Fue Miguel Mihura un niño hipocondríaco y sensible. De joven, abandonó los estudios y se dedicó a cultivar el humor. Fue director de la revista “La Codorniz”, un mito de la prensa humorística española. ‘La Codorniz’ declaró la guerra a Inglaterra por la polémica de Gibraltar. Miguel Mihura inventó desde su casa, en zapatillas, el teatro del absurdo en España y casi en Europa, mucho antes que Ionesco y toda la generación europea de vanguardia, y aquí no lo entendió nadie, naturalmente, por lo que poco a poco fue acomodándose a los gustos del público. Su reconocimiento fue, pues, tardío: empezó a estrenar con asiduidad en la década de los 50. Las comedias de Mihura tienen el humor españolísimo de “La Codorniz” y un sentido de la intriga que había heredado de Simenon. Sus biógrafos cuentan que vivía pendiente de acudir a las librerías a comprar todas las novedades de Simenon, que afortunadamente eran muchas. Mihura hace teatro del absurdo en “Tres sombreros de copa”, su primera pieza, que tardó muchos años en estrenar, porque nadie comprendía aquí aquel complejo enredo romántico lleno de conejos y cupletistas. Pero son completamente del absurdo dos obritas breves que escribió, casi inencontrables ya, tituladas “Una corrida intrascendente” y “El seductor”, una deliciosa historia de amor. “El seductor” permanece inédita, comedia en un acto, no se ha representado nunca aunque sí se ha publicado, y alguien ha querido ver ahora en esa pieza un reflejo de “Esperando a Godot”, de Samuel Beckett, una de las obras cumbres del teatro del absurdo, porque una y otra tienen ciertas semejanzas, entre ellas que los protagonistas se quedan esperando algo que nunca ocurre, que no llega. Pero no hay que buscar trascendencia en el teatro de Mihura. Hizo unas obras bien construidas, perfectas en lo que se llamó la carpintería teatral, con toda la fuerza de la palabra, sublimes en el manejo de las situaciones, tiernas, cuya ambición estética fue decreciendo poco a poco, para hacerse, ya está dicho, con el favor mayoritario del público.
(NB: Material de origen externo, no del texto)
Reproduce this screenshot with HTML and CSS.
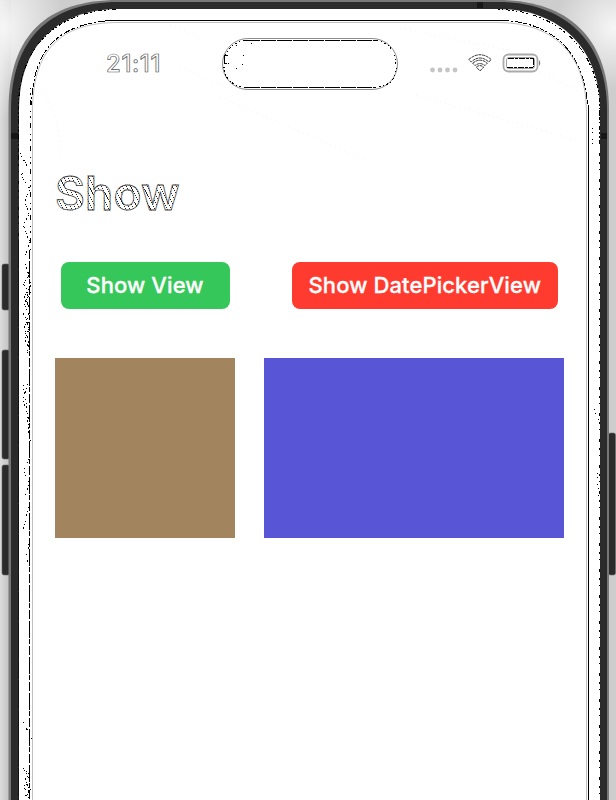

El teatro de Mihura es la frase ingeniosa, el regocijante regate sintáctico a la lógica. “Alguien ha dicho que lo único molesto del matrimonio son los primeros 50 años que siguen a la luna de miel”, afirma uno de sus personajes. Lo sorprendente llegó cuando en 2003, Sara Montiel, en su entonces polémico libro de memorias, confesó: “A mí me desvirgó Miguel Mihura”. Ahí estaba el maestro, ni pobre ni rico sino todo lo contrario.